Spring, Bhutan, Gross National Happiness … and Tony Blair

4 Mar

daffs 2

YESTERDAY I spent three hours pruning my plants, so obviously it must be nearly spring. Gary the plumber came round this morning, and told me that for 10 years he worked in banking in Canary Wharf; nowadays, though he’s earning much less money, he’s also a good deal happier. So then I knew that it was high time I got back to my happiness blog.

Much has happened on the happiness front since the last time I wrote. For example:

IN NOVEMBER/DECEMBER last year the UN climate change conference took place in Doha. At the same time a UN panel was looking at the tiny Buddhist state of Bhutan (to the north-east of India) and discussing how the rest of the world might benefit from its Gross National Happiness project.

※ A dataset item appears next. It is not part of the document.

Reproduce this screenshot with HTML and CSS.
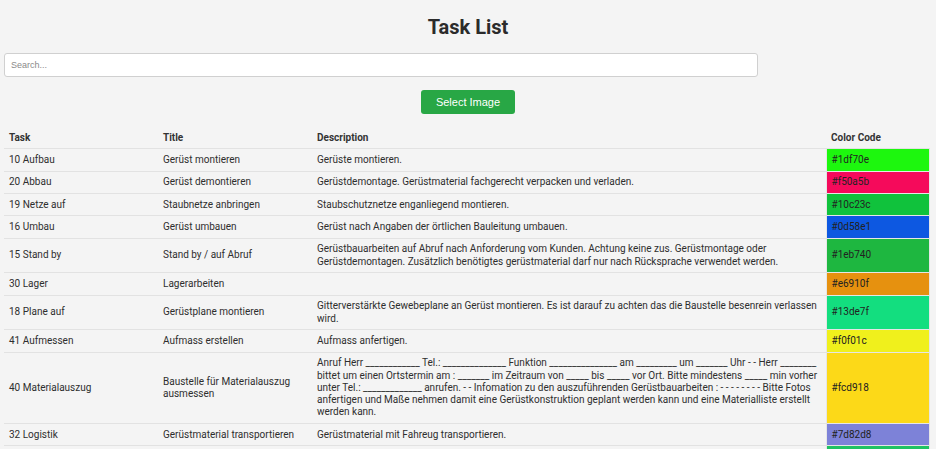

ON THE ROAD TO THE AIRPORT IN BHUTAN there are hand painted signs offering life affirming mantras, such as ‘Life is a journey: complete it’, and ‘Let nature be your guide’ (both the Stoics and the Epicureans would have loved that one). The government of Bhutan recognises that the value of economic growth – one of the few mantras recognised by western capitalism – has to be judged not in terms of the prosperity it produces but according to the contribution it makes to Gross National Happiness; that is, to the spiritual, physical, social and environmental well-being of its people.

IN THE LAST 20 YEARS life expectancy in Bhutan has doubled. Almost 100% of its children are now enrolled in primary schools; and the move towards environmental sustainability has been enshrined in its constitution – the country has pledged to remain carbon neutral, and to ensure that at least 70% of its landmass will remain under forest cover in perpetuity. Export logging has been banned, and a monthly pedestrian day – when all private vehicles are barred from the roads – has been introduced.

‘WE BELIEVE YOU CANNOT HAVE A PROSPEROUS NATION in the long run that does not conserve its natural environment or take care of well-being’, says the education minister Thakur Singh Powdyel (The Observer, 2/12/12). The four pillars of Bhutan’s Gross National Happiness movement are: sustainable and equitable socio-economic development ; the conservation of the environment; the preservation and promotion of culture; and good governance. ‘Education,’ says one primary school head teacher, ‘doesn’t just mean getting good grades. It means preparing the students to be good people.’

THE PICTURE in Bhutan is by no means 100% rosy. The country is struggling with growing poverty, and 70% of the population lives without electricity. Bhutan is also of course immensely vulnerable to global climate change. The new pattern of unstable weather conditions that we ourselves are becoming used to – especially the violent storms – is devastating for the 70% of people in Bhutan who earn their living as smallholder farmers. We – the wealthier nations who have electricity and cars and consume both of them furiously – are causing this problem, not the Bhutanese themselves.

Up until fairly recently Bhutan had an absolute monarchy. But in 2008 the first general election to the national assembly was held. So politically it probably leaves a lot to be desired. I don’t think this tells us that one-man rule is a jolly good thing; rather, that western style democracies aren’t necessarily the ‘sine qua non’ of human happiness. We in the UK need to bear this in mind the next time our government considers invading a country like Iraq.

March 19th will be the 10th anniversary of the start of that shameful operation, and if yesterday’s excellent Radio 4 documentary After Saddam told us anything, it was that the invasion did not contribute to the overall well-being of the Iraqi people. Saddam Hussein was a hideous dictator, and I don’t know what the solution was to that particular problem. But the answer for us in the UK should have been simple: don’t go there, it’s not going to help anyone. I shall never forgive Tony Blair for the way he manipulated the truth – told lies – in order to get his way on this. It certainly made hardly anybody happy.